The southern Minnesota districts are Lyle, Glenville-Emmons, Grand Meadow and LeRoy. They agreed two years ago to share special education services. The program is working and they say sharing teachers, textbooks and administrators may be down the road.

Here’s the quote that jumped out at me: Lyle Public Schools Superintendent Jerry Reshetar said “we’ve got to get by with less, how do we do that? And that’s why these schools have to come together and say let’s figure out a way to do this. So we can reduce our cost and maintain our high level of education.”

A fair enough thought, but what occurs to me is why schools must make do with less? Why do they have to reduce their costs while pulling rabbits out of hats to maintain quality?

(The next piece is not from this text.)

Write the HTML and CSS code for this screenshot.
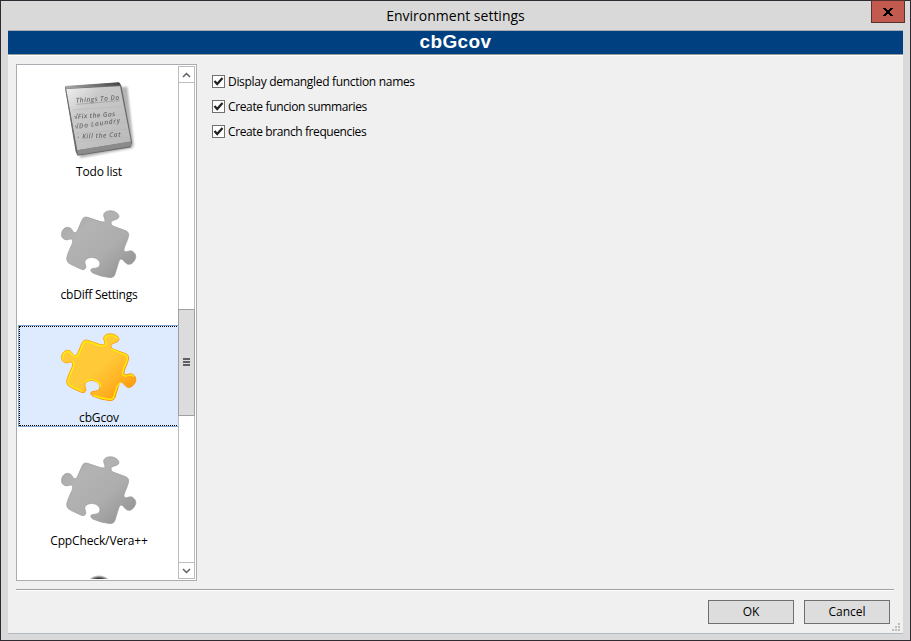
FILE: index.html
```html
<!DOCTYPE html>
<html lang="en">
<head>
<meta charset="utf-8">
<title>Environment settings</title>
<link rel="stylesheet" href="styles.css">
</head>
<body>
<svg class="defs" width="0" height="0" aria-hidden="true">
  <defs>
    <linearGradient id="gray" x1="0" y1="0" x2="1" y2="1"><stop offset="0" stop-color="#a6a6a6"/><stop offset=".3" stop-color="#b3b3b3"/><stop offset=".6" stop-color="#adadad"/><stop offset="1" stop-color="#8d8d8d"/></linearGradient>
    <linearGradient id="gold" x1="0" y1="0" x2="1" y2="1"><stop offset=".1" stop-color="#ffcb38"/><stop offset=".5" stop-color="#ffc938"/><stop offset=".7" stop-color="#ffb526"/><stop offset="1" stop-color="#ff8c00"/></linearGradient>
    <linearGradient id="edge" x1="0" y1="0" x2="1" y2="1"><stop offset="0" stop-color="#ffb01c"/><stop offset="1" stop-color="#f98f08"/></linearGradient>
    <linearGradient id="paper" x1="0" y1="0" x2="1" y2="1"><stop offset="0" stop-color="#f2f2f2"/><stop offset=".3" stop-color="#cacaca"/><stop offset="1" stop-color="#b8b8b8"/></linearGradient>
    <linearGradient id="binding" x1="0" y1="0" x2="1" y2="0"><stop offset="0" stop-color="#aaa"/><stop offset="1" stop-color="#444"/></linearGradient>
    <filter id="soft" x="-10%" y="-10%" width="120%" height="120%"><feGaussianBlur stdDeviation="3"/></filter>
    <filter id="ink"><feGaussianBlur stdDeviation="1.3"/></filter>
    <path id="piece" d="M103 52Q107 50 113 52L149 64Q162 69 165 62C166 56 158 49 162 41C168 30 187 31 196 36C207 42 210 51 203 56C195 61 184 60 183 68Q182 76 191 79L224 91Q237 95 236 106Q235 115 224 140Q219 152 225 155C234 157 239 148 249 155C260 163 259 174 253 182C246 194 234 196 227 189C221 184 219 175 211 178Q208 180 205 190L195 223Q192 233 181 233Q154 231 128 219Q120 213 123 208C128 203 143 207 148 198C153 189 147 180 137 175C126 170 110 173 106 181C101 190 110 196 107 204Q104 211 94 208L62 193Q50 187 50 177Q50 166 66 133Q71 121 65 117C58 115 53 123 43 118C34 113 32 103 37 93C42 82 54 79 62 85C69 91 68 98 76 98Q81 97 84 88L95 62Q98 54 103 52Z"/>
  </defs>
</svg>
<div class="window">
  <header class="titlebar"><span class="title">Environment settings</span>
    <button class="close" aria-label="Close"><svg width="10" height="8" viewBox="0 0 10 8" shape-rendering="crispEdges"><path d="M0 0h3v1h1v1h2V1h1V0h3v1H9v1H8v1H7v2h1v1h1v1h1v1H7V7H6V6H4v1H3v1H0V7h1V6h1V5h1V3H2V2H1V1H0z"/></svg></button>
  </header>
  <main class="client">
    <h1 class="banner">cbGcov</h1>
    <div class="body">
      <section class="list">
        <div class="items">
          <div class="item">
            <svg class="icon" viewBox="27 36 240 240">
              <path d="M54 60L232 50L251 222L248 234L91 264Z" fill="#777" opacity=".55" filter="url(#soft)"/>
              <path d="M46 51L207 39L213 47L245 217L241 231L83 256L78 244Z" fill="#747474" stroke="#555" stroke-width="2"/>
              <path d="M48 57L210 49L243 215L82 241Z" fill="url(#paper)"/>
              <path d="M45 48L207 37L213 46L48 56Z" fill="url(#binding)"/>
              <path d="M81 241L244 214L242 229L84 254Z" fill="#8b8b8b"/>
              <path d="M47 57L81 249" stroke="#686868" stroke-width="2"/>
              <g stroke="#b5b5b5" stroke-width="1.5"><path d="M65 120L217 109M70 145L223 133M74 168L227 156M78 191L232 178M82 215L236 201"/></g>
              <g class="ink" filter="url(#ink)">
                <text transform="translate(78 98) rotate(-4)" textLength="130">Things To Do</text>
                <text transform="translate(72 147) rotate(-4)" textLength="124">√Fix the Gas</text>
                <text transform="translate(75 177) rotate(-8)" textLength="137">√Do Laundry</text>
                <text transform="translate(82 207) rotate(-3)" textLength="130">- Kill the Cat</text>
              </g>
              <path d="M80 103L209 92" stroke="#999" stroke-width="2"/>
            </svg>
            <span class="label w-todo">Todo list</span>
          </div>
          <div class="item">
            <svg class="icon" viewBox="27 15 240 240"><use href="#piece" fill="url(#gray)" stroke="#999" stroke-width="2"/></svg>
            <span class="label w-diff">cbDiff Settings</span>
          </div>
          <div class="item selected">
            <svg class="icon" viewBox="27 15 240 240"><use href="#piece" fill="url(#gold)" stroke="url(#edge)" stroke-width="3"/><g fill="none" stroke="#fff200" stroke-width="3.5" stroke-linecap="round" stroke-linejoin="round"><path d="M54 177Q55 166 70 133Q75 121 68 115M40 108C35 98 44 85 54 85C65 87 66 100 76 102Q84 101 88 90L99 63Q102 54 113 56L149 68Q165 72 169 63C170 55 162 51 166 43C172 34 193 35 202 46M184 78L222 94Q233 98 232 106Q231 115 220 139Q214 155 223 159C234 161 243 151 250 160M54 177Q55 185 64 190L95 204M211 179L201 190L191 222Q189 229 181 229Q155 227 132 218M105 177C112 167 131 168 140 174Q151 180 152 190"/></g></svg>
            <span class="label w-gcov">cbGcov</span>
          </div>
          <div class="item">
            <svg class="icon" viewBox="27 15 240 240"><use href="#piece" fill="url(#gray)" stroke="#999" stroke-width="2"/></svg>
            <span class="label w-cpp">CppCheck/Vera++</span>
          </div>
          <div class="item last"><span class="orb"></span></div>
        </div>
        <div class="scrollbar">
          <span class="arrow"><svg width="9" height="6" viewBox="0 0 9 6"><path d="M1 5L4.500 1.500L8 5"/></svg></span>
          <span class="track-top"></span>
          <span class="thumb"><i></i><i></i><i></i></span>
          <span class="track-bottom"></span>
          <span class="arrow down"><svg width="9" height="6" viewBox="0 0 9 6"><path d="M1 1L4.500 4.500L8 1"/></svg></span>
        </div>
      </section>
      <section class="options">
        <label class="option"><span class="box"><svg width="11" height="11" viewBox="0 0 11 11"><path d="M1.500 5L4.200 8L9.500 2"/></svg></span><span class="o1">Display demangled function names</span></label>
        <label class="option"><span class="box"><svg width="11" height="11" viewBox="0 0 11 11"><path d="M1.500 5L4.200 8L9.500 2"/></svg></span><span class="o2">Create funcion summaries</span></label>
        <label class="option"><span class="box"><svg width="11" height="11" viewBox="0 0 11 11"><path d="M1.500 5L4.200 8L9.500 2"/></svg></span><span class="o3">Create branch frequencies</span></label>
      </section>
    </div>
    <div class="rule"></div>
    <footer class="actions"><button class="btn">OK</button><button class="btn">Cancel</button></footer>
    <svg class="grip" width="8" height="8" viewBox="0 0 8 8" fill="#bcbcbc" shape-rendering="crispEdges"><path d="M6 0h2v2h-2zM3 3h2v2h-2zM6 3h2v2h-2zM0 6h2v2h-2zM3 6h2v2h-2zM6 6h2v2h-2z"/></svg>
  </main>
</div>
</body>
</html>
```
FILE: styles.css
```css
* { box-sizing: border-box; }
body { margin: 0; overflow: hidden; font: 12px/16px "Open Sans", "Noto Sans", sans-serif; color: #000; }
.defs { position: absolute; }
.window { width: 911px; height: 641px; border: 1px solid #302b33; background: #d9d9d9; padding: 0 7px; }
.titlebar { height: 29px; display: flex; justify-content: center; position: relative; }
.title { font-size: 14px; line-height: 29px; }
.close { position: absolute; right: -2px; top: -1px; width: 34px; height: 23px; padding: 0; border: 1px solid #58322f; background: #c35a50; display: flex; align-items: center; justify-content: center; }
.client { position: relative; height: 604px; width: 895px; background: #f0f0f0; border-top: 1px solid #a9adb4; border-bottom: 1px solid #b3bac3; }
.banner { margin: 0; height: 24px; background: #004080; color: #fff; border-bottom: 1px solid #999; box-shadow: 0 1px #fff; text-align: center; font: bold 19px/22px "Liberation Sans", Arial, sans-serif; letter-spacing: .35px; }
.body { display: flex; padding: 9px 8px 0; }
.list { width: 181px; height: 517px; border: 1px solid #abadb3; background: #fff; display: flex; padding: 1px; }
.items { width: 160px; height: 513px; overflow: hidden; padding-top: 13px; }
.item { height: 102px; margin-bottom: 21px; width: 162px; padding-top: 3px; display: flex; flex-direction: column; align-items: center; }
.icon { width: 80px; height: 80px; flex: none; display: block; overflow: hidden; }
.label { margin-top: 2px; white-space: nowrap; }
.w-todo { letter-spacing: -.2px; }
.w-diff { letter-spacing: -.25px; }
.w-gcov { letter-spacing: -.15px; }
.w-cpp { letter-spacing: -.13px; }
.selected { position: relative; background: #deebff; border: 1px solid #7da2ce; padding-top: 2px; }
.selected::after { content: ""; position: absolute; inset: 0; border: 1px dotted #000; }
.ink { font: italic 600 20px "Open Sans", sans-serif; fill: #6c6c6c; }
.last { padding-top: 0; margin: 0; }
.orb { width: 30px; height: 30px; margin-top: 4px; border-radius: 50%; background: radial-gradient(closest-side, #000 70%, #777 85%, #fff 100%); }
.scrollbar { width: 17px; height: 513px; display: flex; flex-direction: column; border: 1px solid #bcbcbc; }
.arrow { height: 16px; border-bottom: 1px solid #bcbcbc; display: flex; align-items: center; justify-content: center; }
.arrow.down { border-bottom: 0; border-top: 1px solid #bcbcbc; }
.arrow path { fill: none; stroke: #606060; stroke-width: 1.5; }
.track-top { height: 226px; }
.thumb { height: 107px; margin: 0 -1px; padding-bottom: 1px; background: #dcdcdc; border: 1px solid #a0a0a0; display: flex; flex-direction: column; justify-content: center; align-items: center; gap: 1px; }
.thumb i { width: 7px; height: 2px; background: #606060; }
.track-bottom { flex: 1; }
.options { padding: 10px 0 0 15px; }
.option { display: flex; align-items: center; gap: 3px; height: 16px; margin-bottom: 9px; white-space: nowrap; }
.o1 { letter-spacing: -.31px; }
.o2 { letter-spacing: -.36px; }
.o3 { letter-spacing: -.4px; }
.box { width: 13px; height: 13px; margin-bottom: 1px; border: 1px solid #707070; background: #fff; display: flex; }
.box path { fill: none; stroke: #212121; stroke-width: 2.2; }
.rule { width: 878px; height: 2px; margin: 8px 0 0 8px; border-top: 1px solid #a0a0a0; background: #fff; }
.actions { display: flex; justify-content: flex-end; gap: 10px; padding: 9px 13px 0 0; }
.btn { width: 86px; height: 24px; padding: 0; border: 1px solid #707070; background: #ddd; font: inherit; color: #000; }
.grip { position: absolute; right: 3px; bottom: 2px; }
```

The state has gutted education spending since 2003. Schools can’t fold, so they stay open while ratcheting down their resources, forcing the quality of education to suffer. Fewer teachers in the buildings mean fewer subject choices. More students in the classroom means less time spent with teachers. Dropout prevention, early childhood education, the achievement gap — when do these necessities get addressed?

The cost of providing a quality education may seem high, but it is nowhere near as high as the price to be paid if schools are not adequately funded and students are not adequately educated.

Schools are not businesses, and education budgets aren’t like business budgets. Efficiency: Yes. Needless cuts, accounting gimmicks, education on a downward slide and an undereducated generation of Minnesotans unable to compete in the 21st century workplace: No.